Two Billion Years Ago, up to 99 Percent of Life on Earth Died in an Event More Catastrophic Than Mass Extinction of the Dinosaurs
Scientists have discovered a mass die-off that took place two billion years ago—with up to 99.5 percent of life on Earth disappearing. The massive die-off saw more of the planet's biosphere vanish than when the dinosaurs were wiped off the face of the planet 65 million years ago, researchers say.
Normally, massive die-off events can be tracked through the fossil record—animals exist, then they do not. However, in times before complex life existed, understanding these events becomes more difficult—the microorganisms that made up the planet's biota cannot be traced in the same way.
In a study published in PNAS, an international team of scientists examined rocks from Hudson Bay, Canada, that would have formed billions of years ago. They were looking at barite, a mineral that holds information about how much oxygen was in the atmosphere at a given time.
From these rocks, the team was able to show that there was a massive drop in the level of life on Earth 2.05 billion years ago. This coincided with major changes to the oxygen levels on the planet—prior to the die-off, about 2.4 billion years ago, there was a massive surge in the amount of oxygen in the atmosphere. At the end of this event—which is known as the Great Oxidation Event—oxygen levels fell dramatically. Researchers say conditions for life on Earth went from "feast to famine"—and that these conditions persisted for about one billion years.
"We were very surprised," study author Peter Crockford, from Israel's Weizmann Institute of Science and Princeton University, told Newsweek. "We didn't expect to see such a large signal, nor did we expect to find it in this specific type of sample.
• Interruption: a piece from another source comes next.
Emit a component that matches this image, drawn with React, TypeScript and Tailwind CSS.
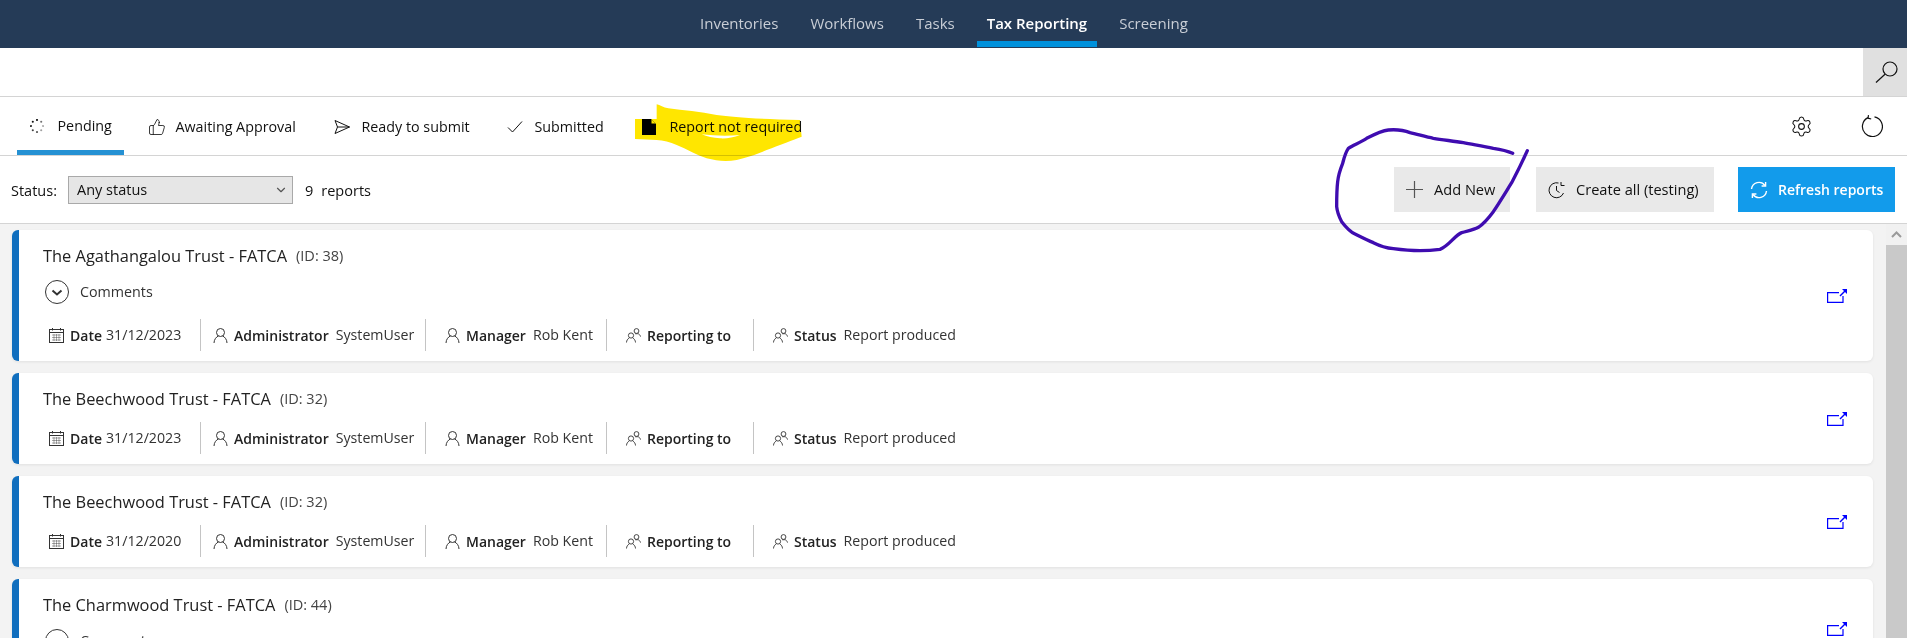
import type { ReactNode } from 'react';
import { ChevronDown, Settings, ThumbsUp } from 'lucide-react';

const navItems = ['Inventories', 'Workflows', 'Tasks', 'Tax Reporting', 'Screening'];

function Spinner() {
  const dots = [
    [7, 1, 1],
    [11.2, 2.8, 0.6],
    [13, 7, 0.35],
    [11.2, 11.2, 0.4],
    [7, 13, 0.7],
    [2.8, 11.2, 0.8],
    [1, 7, 0.9],
    [2.8, 2.8, 1],
  ];
  return (
    <svg width="14" height="14" viewBox="0 0 14 14">
      {dots.map(([x, y, o]) => (
        <circle key={`${x}-${y}`} cx={x} cy={y} r="1.05" fill="#111" opacity={o} />
      ))}
    </svg>
  );
}

function SendIcon() {
  return (
    <svg width="16" height="16" viewBox="0 0 16 16" fill="none" stroke="#111" strokeWidth="1">
      <path d="M1 1.5 15.5 8 1 14.5 3.5 8Z M3.5 8H15.5" />
    </svg>
  );
}

function CheckIcon() {
  return (
    <svg width="16" height="14" viewBox="0 0 16 14" fill="none" stroke="#111" strokeWidth="1">
      <path d="M1 7.5 5.5 12 15 1.5" />
    </svg>
  );
}

function DocIcon() {
  return (
    <svg width="14" height="16" viewBox="0 0 14 16">
      <path d="M0 0H9L14 5V16H0Z" fill="#000" />
      <path d="M9.5 0.5 13.5 4.5H9.5Z" fill="#fff" />
    </svg>
  );
}

function RestartIcon() {
  return (
    <svg width="22" height="22" viewBox="0 0 22 22" fill="none" stroke="#111" strokeWidth="1.2">
      <path d="M7 2.6A10 10 0 1 0 13.5 1.8" />
      <path d="M7.5 0.2 7 3.2 10.2 4" />
    </svg>
  );
}

function SearchIcon() {
  return (
    <svg width="23" height="22" viewBox="0 0 23 22" fill="none" stroke="#111" strokeWidth="1.2">
      <circle cx="15" cy="8" r="7" />
      <path d="M10 13.2 1 21.5" />
    </svg>
  );
}

function PlusIcon() {
  return (
    <svg width="17" height="17" viewBox="0 0 17 17" fill="none" stroke="#555" strokeWidth="1.2">
      <path d="M8.5 0V17M0 8.5H17" />
    </svg>
  );
}

function ClockIcon() {
  return (
    <svg width="17" height="18" viewBox="0 0 17 18" fill="none" stroke="#111" strokeWidth="1">
      <path d="M10.5 2A7.5 7.5 0 1 0 15.5 12" />
      <path d="M8.5 5V9.5L11.5 11.5" />
      <path d="M13 1V4.5H16.5" />
    </svg>
  );
}

function RefreshIcon() {
  return (
    <svg width="18" height="18" viewBox="0 0 18 18" fill="none" stroke="#fff" strokeWidth="1.4">
      <path d="M1.5 8A7.5 7.5 0 0 1 15 4.5" />
      <path d="M15.6 1V5H11.6" />
      <path d="M16.5 10A7.5 7.5 0 0 1 3 13.5" />
      <path d="M2.4 17V13H6.4" />
    </svg>
  );
}

function CalendarIcon() {
  return (
    <svg width="15" height="15" viewBox="0 0 15 15" fill="none" stroke="#333" strokeWidth="1">
      <rect x="0.5" y="1.5" width="14" height="13" />
      <path d="M0.5 4.5H14.5M3.5 0V2.5M11.5 0V2.5" />
      <path d="M3 7H12M3 9.5H12M3 12H12M5 6V13M7.5 6V13M10 6V13" strokeWidth="0.6" opacity="0.7" />
    </svg>
  );
}

function UserIcon() {
  return (
    <svg width="15" height="15" viewBox="0 0 15 15" fill="none" stroke="#333" strokeWidth="1">
      <circle cx="7.5" cy="4.5" r="4" />
      <path d="M1 15C1 11.5 3.5 8.5 5.5 8M14 15C14 11.5 11.5 8.5 9.5 8" />
    </svg>
  );
}

function GroupIcon() {
  return (
    <svg width="15" height="15" viewBox="0 0 15 15" fill="none" stroke="#333" strokeWidth="0.9">
      <circle cx="5" cy="7.5" r="2.6" />
      <path d="M0.5 14.5C0.5 12.5 1.8 10.8 3.2 10M9.5 14.5C9.5 12.5 8.2 10.8 6.8 10" />
      <circle cx="10.5" cy="3" r="2.4" />
      <path d="M9 5.6C9.2 5.8 11.8 5.8 12 5.6M12 5.6C13 6 14.3 7.2 14.5 8.6" />
    </svg>
  );
}

function OpenIcon() {
  return (
    <svg width="20" height="14" viewBox="0 0 20 14" fill="none" stroke="#0000ff" strokeWidth="1.2">
      <path d="M12 3.6H0.6V13.4H16V7" />
      <path d="M13 7 18 2" strokeWidth="1.5" />
      <path d="M15 0H20V5Z" fill="#0000ff" stroke="none" />
    </svg>
  );
}

function Tab({ icon, label, className }: { icon: ReactNode; label: string; className: string }) {
  return (
    <div className={`flex items-center pl-[13px] h-full ${className}`}>
      <span className="w-[27.5px] flex items-center">{icon}</span>
      <span className="whitespace-nowrap">{label}</span>
    </div>
  );
}

function Meta({ icon, label, value, className }: { icon: ReactNode; label: string; value?: string; className: string }) {
  return (
    <div className={`flex items-center h-8 whitespace-nowrap ${className}`}>
      <span className="mr-[6px] flex items-center">{icon}</span>
      <span className="font-semibold text-[#222]">{label}</span>
      {value && <span className={`text-[14.2px] text-[#333] ${label === 'Date' ? 'ml-1' : 'ml-[7px]'}`}>{value}</span>}
    </div>
  );
}

function ReportCard({
  title,
  id,
  date,
  comments,
  meta = true,
}: {
  title: string;
  id: number;
  date?: string;
  comments?: boolean;
  meta?: boolean;
}) {
  return (
    <div className="flex items-center justify-between shrink-0 bg-white border-l-[7px] border-[#106ebe] rounded-md shadow-[0_1px_3px_rgba(0,0,0,0.08)] pr-[26px]">
      <div className="pl-6 pt-[14px] pb-[10px]">
        <div className="flex items-center h-6 mb-[11px]">
          <span className="text-[16.4px] text-[#222]">{title}</span>
          <span className="ml-[9px] text-[14.5px] text-[#444]">(ID: {id})</span>
        </div>
        {comments && (
          <div className="flex items-center h-[26px] mb-[14px] pl-[2px]">
            <svg width="24" height="24" viewBox="0 0 24 24" fill="none" stroke="#333" strokeWidth="1">
              <circle cx="12" cy="12" r="11.5" />
              <path d="M7.5 10.5 12 14.5 16.5 10.5" strokeWidth="2" />
            </svg>
            <span className="ml-[11px] text-[#333]">Comments</span>
          </div>
        )}
        {meta && (
          <div className="flex items-center text-[14px]">
            <Meta icon={<CalendarIcon />} label="Date" value={date} className="w-[158px] pl-[6px] border-r border-[#c4c4c4]" />
            <Meta icon={<UserIcon />} label="Administrator" value="SystemUser" className="w-[225px] pl-3 border-r border-[#c4c4c4]" />
            <Meta icon={<UserIcon />} label="Manager" value="Rob Kent" className="w-[181px] pl-[19px] border-r border-[#c4c4c4]" />
            <Meta icon={<GroupIcon />} label="Reporting to" className="w-[147px] pl-[19px] border-r border-[#c4c4c4]" />
            <Meta icon={<GroupIcon />} label="Status" value="Report produced" className="pl-[19px]" />
          </div>
        )}
      </div>
      <OpenIcon />
    </div>
  );
}

export default function App() {
  return (
    <div className="relative w-[1907px] h-[638px] overflow-hidden flex flex-col bg-white text-[14.3px] text-[#111] font-['Open_Sans',sans-serif]">
      {/* Top nav */}
      <header className="h-12 shrink-0 bg-[#253b57] flex pl-[690px] gap-3 text-[15px] text-[#c9ced6]">
        {navItems.map((item) => {
          const active = item === 'Tax Reporting';
          return (
            <div
              key={item}
              className={`px-[10px] flex items-center h-[47px] border-b-[6px] pt-[6px] ${
                active ? 'border-[#0091dc] text-white font-semibold' : 'border-transparent'
              }`}
            >
              {item}
            </div>
          );
        })}
      </header>

      {/* Search row */}
      <div className="h-[49px] shrink-0 flex justify-end border-b border-[#d4d4d4]">
        <div className="w-11 bg-[#e0e0e0] flex items-center pl-3">
          <SearchIcon />
        </div>
      </div>

      {/* Tabs */}
      <div className="h-[59px] shrink-0 flex items-center justify-between border-b border-[#d4d4d4] pl-[17px] pr-6">
        <div className="flex h-full gap-[11px]">
          <Tab icon={<Spinner />} label="Pending" className="w-[107px] border-b-[5px] border-[#2591d3] pt-[5px]" />
          <Tab icon={<ThumbsUp size={18} strokeWidth={1.1} />} label="Awaiting Approval" className="w-[175px] pt-[2px]" />
          <Tab icon={<SendIcon />} label="Ready to submit" className="w-[162px] pt-[2px]" />
          <Tab icon={<CheckIcon />} label="Submitted" className="w-[124px] pt-[2px]" />
          <Tab icon={<DocIcon />} label="Report not required" className="pt-[2px]" />
        </div>
        <div className="flex items-center gap-[48px]">
          <Settings size={23} strokeWidth={1.1} />
          <RestartIcon />
        </div>
      </div>

      {/* Toolbar */}
      <div className="h-[68px] shrink-0 flex items-center justify-between border-b border-[#d4d4d4] pl-[11px] pr-3">
        <div className="flex items-center text-[14.5px]">
          <span className="w-[57px] pt-[2px]">Status:</span>
          <div className="w-[225px] h-7 flex items-center justify-between pl-2 pr-1 bg-[#e6e6e6] border border-[#a9a9a9]">
            <span>Any status</span>
            <ChevronDown size={14} strokeWidth={2} className="text-[#555]" />
          </div>
          <span className="ml-3 pt-[2px]">9</span>
          <span className="ml-2 pt-[2px]">reports</span>
        </div>
        <div className="flex items-center font-medium">
          <button className="w-[116px] h-[45px] bg-[#e9e9e9] flex items-center pl-3 gap-[11px] text-[14.6px]">
            <PlusIcon />
            Add New
          </button>
          <button className="w-[178px] h-[45px] ml-[26px] bg-[#e9e9e9] flex items-center pl-3 gap-[11px] text-[14.6px]">
            <ClockIcon />
            Create all (testing)
          </button>
          <button className="w-[157px] h-[45px] ml-6 bg-[#129beb] text-white flex items-center pl-3 gap-[10px] font-semibold text-[14px]">
            <RefreshIcon />
            Refresh reports
          </button>
        </div>
      </div>

      {/* Report list + scrollbar */}
      <div className="flex-1 min-h-0 flex bg-[#f3f3f3]">
        <div className="flex-1 min-w-0 flex flex-col gap-3 pt-[6px] pl-3 pr-[13px] overflow-hidden">
          <ReportCard title="The Agathangalou Trust - FATCA" id={38} date="31/12/2023" comments />
          <ReportCard title="The Beechwood Trust - FATCA" id={32} date="31/12/2023" />
          <ReportCard title="The Beechwood Trust - FATCA" id={32} date="31/12/2020" />
          <ReportCard title="The Charmwood Trust - FATCA" id={44} comments meta={false} />
        </div>
        <div className="w-[21px] shrink-0 flex flex-col bg-[#f1f1f1]">
          <div className="h-[21px] shrink-0 flex items-center justify-center">
            <svg width="11" height="7" viewBox="0 0 11 7" fill="none" stroke="#9a9a9a" strokeWidth="2">
              <path d="M1 6 5.5 1.5 10 6" />
            </svg>
          </div>
          <div className="flex-1 bg-[#c9c9c9]" />
        </div>
      </div>

      {/* Highlighter over the "Report not required" tab */}
      <svg className="absolute left-[620px] top-[95px] mix-blend-multiply" width="200" height="70" viewBox="0 0 600 210">
        <path
          fill="#ffe600"
          d="M110 28C120 30 130 38 145 40C190 46 240 50 290 60C340 66 400 72 540 75L545 125C520 135 480 150 440 165C410 178 385 186 350 195C320 200 290 198 260 190C230 180 200 162 170 150C150 142 130 135 110 135L45 132L45 72L110 72Z"
        />
        <path fill="#ffffff" d="M245 118C280 122 320 124 360 120C340 128 320 131 300 130C280 129 260 124 245 118Z" />
      </svg>

      {/* Pen scribble around the Add New button */}
      <svg className="absolute left-[1320px] top-[110px]" width="250" height="150" viewBox="0 0 750 450" fill="none" stroke="#3f0cb0" strokeWidth="10" strokeLinecap="round" strokeLinejoin="round">
        <path d="M578 130C560 122 540 118 520 115C490 108 460 104 430 98C400 93 370 90 340 85C315 80 290 72 270 68C250 60 230 58 205 60C185 62 165 72 140 85C120 98 100 105 85 115C75 130 72 145 68 160C60 180 55 195 53 215C50 240 50 265 50 290C52 310 58 322 65 335C78 352 90 365 105 372C125 382 145 392 160 398C180 408 200 414 220 416C250 420 275 422 300 422C325 422 345 420 360 418C375 412 385 402 395 392C405 382 415 372 425 368C445 362 460 360 475 352C490 342 505 325 520 305C540 275 555 250 575 218C590 190 605 160 622 122" />
      </svg>
    </div>
  );
}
"Over the 100 to 200 million years before this die-off event there was a large amount of life on the planet, but after this event a huge portion died off. However, instead of recovering like more recent mass extinctions, the amount of life on the planet or size of the biosphere stayed small for the following billion years of Earth's history—about two billion to one billion years ago."
He continued: "From our estimates it could be anywhere between about 99.5 percent to 80 percent of life on the planet died off around two billion years ago." To put that in perspective, the mass extinction event of the dinosaurs saw about three-quarters of life on Earth disappear, while the Great Dying event—the biggest known mass extinction—resulted in the loss of around 70 percent of terrestrial life and 96 percent of ocean dwellers.
The findings, the team say, provides support for the idea of an "oxygen overshoot"—a theory that says photosynthesis and weathering produced a massive amount of oxygen that spurred the development of life on Earth. However, the oxygen-emitting organisms on Earth were then so abundant they exhausted their nutrient supply and numbers fell
Crockford said their discovery could give an insight into how Earth will change in the future: "Just like two billion years ago, the biosphere today (including us) relies on the base of the food chain. Today, that is microorganisms in the ocean and plants on land. Although oxygen levels will likely never change at a pace fast enough to a level significant enough for humans to take much notice, they could absolutely change over the next billion years."
He also said he believes there are probably far more major die-off events and mass extinctions that we do not yet know about. "The problem is that the geologic record gets poorer and poorer the further back we look, so we need to combine lots of different tools and intensely interrogate the samples that we have available to translate the rock record into a picture of what the Earth used to look like."